Non ho mai conosciuto Giorgio Salvetti. Forse scrivere queste righe può sembrare ipocrita, visto che le scrivo per piangere una persona che non conoscevo.
Eppure, in qualche modo l’ho conosciuto adesso, quando una nostra amica in comune mi ha fatto sapere, venerdì mattina, della sua morte. Mi ha mandato il link all’articolo in cui il collettivo del Manifesto lo ricordava.
Sono andato (deformazione professionale) a cercare la sua foto su Facebook. Un ragazzo forte e giovane, che dimostrava sicuramente meno dei suoi quarant’anni passati da poco. Forza. Il suo sguardo emanava forza.

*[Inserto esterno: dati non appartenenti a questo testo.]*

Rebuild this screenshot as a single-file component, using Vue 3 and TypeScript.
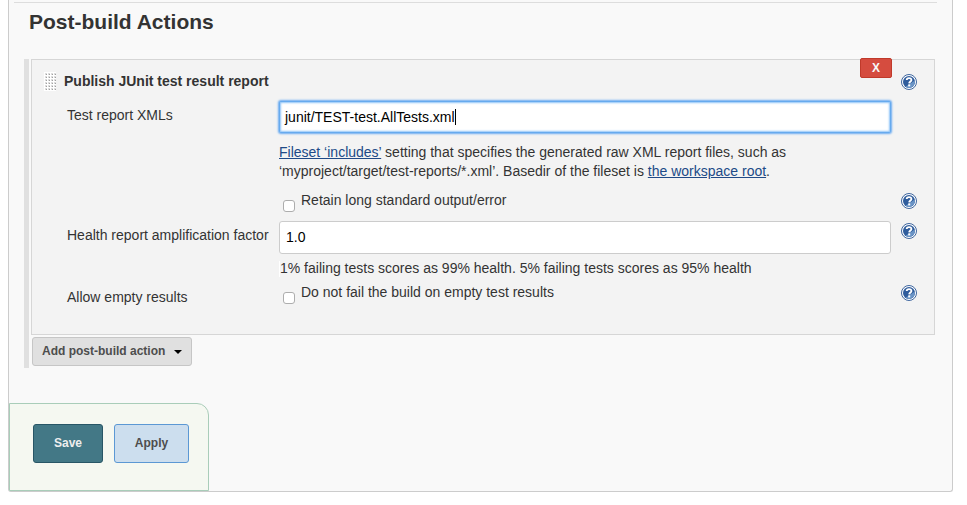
<script setup lang="ts">
import { defineComponent, h, ref } from 'vue'

const healthFactor = ref('1.0')
const retainLongOutput = ref(false)
const allowEmpty = ref(false)

const dots: { x: number; y: number }[] = []
for (let row = 0; row < 6; row++) {
  for (let col = 0; col < 4; col++) dots.push({ x: 1 + col * 3, y: 1 + row * 3 })
}

const HelpIcon = defineComponent({
  render: () =>
    h('svg', { width: 16, height: 16, viewBox: '0 0 16 16', role: 'img', 'aria-label': 'Help' }, [
      h('circle', { cx: 8, cy: 8, r: 7.5, fill: '#fff', stroke: '#3d659e', 'stroke-width': 1 }),
      h('circle', { cx: 8, cy: 8, r: 6, fill: '#2f5c9c' }),
      h('path', { d: 'M4.5 12.8A6 6 0 0 0 13.8 6.6Z', fill: '#6a94c6' }),
      h('path', {
        d: 'M5.7 6.1C5.7 3.5 10.4 3.5 10.4 5.9C10.4 7.5 8.3 7.5 8.2 9.4',
        fill: 'none',
        stroke: '#fff',
        'stroke-width': 1.9,
      }),
      h('rect', { x: 7.2, y: 10.4, width: 2, height: 2, fill: '#fff' }),
    ]),
})
</script>

<template>
  <main class="panel">
    <h2 class="section-title">Post-build Actions</h2>
    <div class="actions">
      <section class="card">
        <button class="remove" type="button">X</button>
        <header class="row head">
          <svg class="grip" width="12" height="19" viewBox="0 0 12 19">
            <rect width="12" height="19" fill="#fff" />
            <template v-for="d in dots" :key="`${d.x}-${d.y}`">
              <rect :x="d.x" :y="d.y" width="2" height="2" fill="#dcdcdc" />
              <rect :x="d.x + 1" :y="d.y + 1" width="1" height="1" fill="#a0a0a0" />
            </template>
          </svg>
          <h3 class="card-title">Publish JUnit test result report</h3>
          <HelpIcon class="help" />
        </header>
        <div class="row xml">
          <span class="label">Test report XMLs</span>
          <div class="field focused">junit/TEST-test.AllTests.xml<i class="caret"></i></div>
        </div>
        <div class="row hint">
          <p class="description">
            <a>Fileset ‘includes’</a> setting that specifies the generated raw XML report files, such as<br />
            ‘myproject/target/test-reports/*.xml’. Basedir of the fileset is <a>the workspace root</a>.
          </p>
        </div>
        <div class="row retain">
          <label class="check"><input v-model="retainLongOutput" type="checkbox" /><span>Retain long standard output/error</span></label>
          <HelpIcon class="help" />
        </div>
        <div class="row factor">
          <span class="label">Health report amplification factor</span>
          <input v-model="healthFactor" class="field" type="text" />
          <HelpIcon class="help" />
        </div>
        <div class="row score">
          <p class="note">1% failing tests scores as 99% health. 5% failing tests scores as 95% health</p>
        </div>
        <div class="row empty">
          <span class="label">Allow empty results</span>
          <label class="check"><input v-model="allowEmpty" type="checkbox" /><span>Do not fail the build on empty test results</span></label>
          <HelpIcon class="help" />
        </div>
      </section>
      <button class="add" type="button">
        Add post-build action
        <svg width="8" height="4" viewBox="0 0 8 4"><path d="M0 0H8L4 4Z" fill="#000" /></svg>
      </button>
    </div>
    <footer class="save-bar">
      <button class="save" type="button">Save</button>
      <button class="apply" type="button">Apply</button>
    </footer>
  </main>
</template>

<style>
body {
  background: #fff;
}
</style>

<style scoped>
* {
  box-sizing: border-box;
}
.panel {
  display: flex;
  flex-direction: column;
  width: 945px;
  height: 492px;
  margin-left: 8px;
  border: 1px solid #ccc;
  border-top: 0;
  border-radius: 0 0 3px 3px;
  background: #f9f9f9;
  color: #333;
  font: 14px/19px "Liberation Sans", Arial, sans-serif;
}
.section-title {
  width: 923px;
  height: 57px;
  margin: 2px 0 0 5px;
  padding: 7px 0 0 15px;
  border-top: 1px solid #ddd;
  font-size: 21px;
  line-height: 24px;
}
.actions {
  width: 911px;
  height: 309px;
  margin-left: 15px;
  border-left: 5px solid #e0e0e0;
  padding-left: 2px;
}
.card {
  position: relative;
  width: 904px;
  height: 276px;
  border: 1px solid #d6d6d6;
  background: #f3f3f3;
}
.remove {
  position: absolute;
  top: -2px;
  left: 828px;
  width: 32px;
  height: 20px;
  padding: 0;
  border: 1px solid #c03a2b;
  border-radius: 2px;
  background: #d54c3f;
  color: #f7f7f7;
  font: bold 12px/18px "Liberation Sans", Arial, sans-serif;
}
.row {
  display: grid;
  grid-template-columns: 212px 612px 16px;
  align-items: start;
  padding-left: 35px;
}
.help {
  display: block;
  grid-column: 3;
  grid-row: 1;
  margin-left: 10px;
}
.head {
  grid-template-columns: 20px 827px 16px;
  height: 41px;
  padding: 12px 0 0 12px;
}
.head .help {
  margin: 2px 0 0 10px;
}
.grip {
  display: block;
}
.card-title {
  margin: 0;
  font-size: 14px;
  line-height: 19px;
}
.label {
  grid-column: 1;
  white-space: nowrap;
}
.field {
  grid-column: 2;
  width: 612px;
  height: 33px;
  padding: 0 6px 2px;
  border: 1px solid #ccc;
  border-radius: 3px;
  outline: 0;
  background: #fff;
  color: #000;
  font: 14px/29px "Liberation Sans", Arial, sans-serif;
}
.focused {
  height: 32px;
  padding: 0 5px;
  border-color: #66aaee;
  border-radius: 2px;
  box-shadow: 0 0 2px 1px #6cacf2, inset 0 0 2px 1px #8fc4f8;
  line-height: 30px;
}
.caret {
  display: inline-block;
  width: 1px;
  height: 16px;
  background: #000;
  vertical-align: -3px;
}
.xml {
  height: 42px;
}
.xml .label {
  margin-top: 5px;
}
.hint {
  height: 50px;
}
.description,
.note {
  grid-column: 2;
  margin: 0;
  white-space: nowrap;
}
a {
  color: #204a87;
  text-decoration: underline;
}
.retain {
  height: 28px;
}
.check {
  display: flex;
  grid-column: 2;
  align-items: start;
  white-space: nowrap;
}
.check span {
  margin: -2px 0 0 6px;
}
.check input {
  appearance: none;
  width: 12px;
  height: 12px;
  margin: 7px 0 0 4px;
  border: 1px solid #adadad;
  border-radius: 3px;
  background: #fff;
}
.factor {
  height: 40px;
}
.factor .label {
  margin-top: 5px;
}
.factor .help {
  margin-top: 2px;
}
.score {
  height: 24px;
}
.note {
  height: 16px;
  border-left: 1px solid #fff;
  line-height: 15px;
}
.empty .label {
  margin-top: 3px;
}
.add {
  display: flex;
  align-items: center;
  justify-content: space-between;
  width: 160px;
  height: 29px;
  margin: 2px 0 0 1px;
  padding: 0 9px;
  border: 1px solid #c6c6c6;
  border-radius: 3px;
  background: #e0e0e0;
  color: #4d4d4d;
  font: bold 12px/27px "Liberation Sans", Arial, sans-serif;
}
.save-bar {
  display: flex;
  gap: 11px;
  width: 200px;
  height: 88px;
  margin-top: 35px;
  padding: 20px 0 0 23px;
  border: 1px solid #a9cdb9;
  border-radius: 0 12px 0 0;
  background: #f5f8f1;
}
.save,
.apply {
  height: 39px;
  padding: 0;
  border-radius: 3px;
  font: bold 12px/37px "Liberation Sans", Arial, sans-serif;
}
.save {
  width: 70px;
  border: 1px solid #285666;
  background: #437886;
  color: #eee;
}
.apply {
  width: 75px;
  border: 1px solid #5b98d4;
  background: #ccdeee;
  color: #4d4d4d;
}
</style>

Non lo conoscevo. Ma parlando con la nostra amica, che ancora non si capacita di quello che è accaduto (ho perso un amico importante nella mia vita, ma l’ha portato via una malattia. È stato doloroso, ma di fronte a un suicidio è molto più difficile capire ed accettare), ho iniziato a capire chi fosse. La sua persona, la sua lotta per i propri ideali. E semplicemente per un mondo più giusto. Quello che da ragazzi quasi tutti vogliono. Quello che in pochi, superati i vent’anni, continuano a volere, preda dell’egoismo e dell’ipocrisia che caratterizza l’uomo.
Spendo poche parole per dire che avrei voluto conoscerlo, che questo ragazzo, quest’uomo di dieci anni esatti più grande di me avrebbe potuto insegnarmi molto di questa professione, il giornalismo, che mi ritrovo a fare ormai da tanti anni. Non si smette mai di imparare. E lui sarebbe stato un buon maestro. Di buoni maestri ne ho avuti diversi, nei giornali per i quali scrivo e ho scritto. Sono stato fortunato, perché guardandomi attorno mi rendo conto come questa professione stia perdendo sempre di più il proprio spirito. O meglio, la propria genuinità. Ma questo è un altro discorso.
Penso a Giorgio e al suo gesto estremo. Penso che averlo conosciuto prima mi avrebbe insegnato qualcosa. Penso alle troppe voci silenziose di colleghi che non l’hanno ricordato.
Continuo a pensare. Ma adesso è il momento, per un po’, di stare zitti.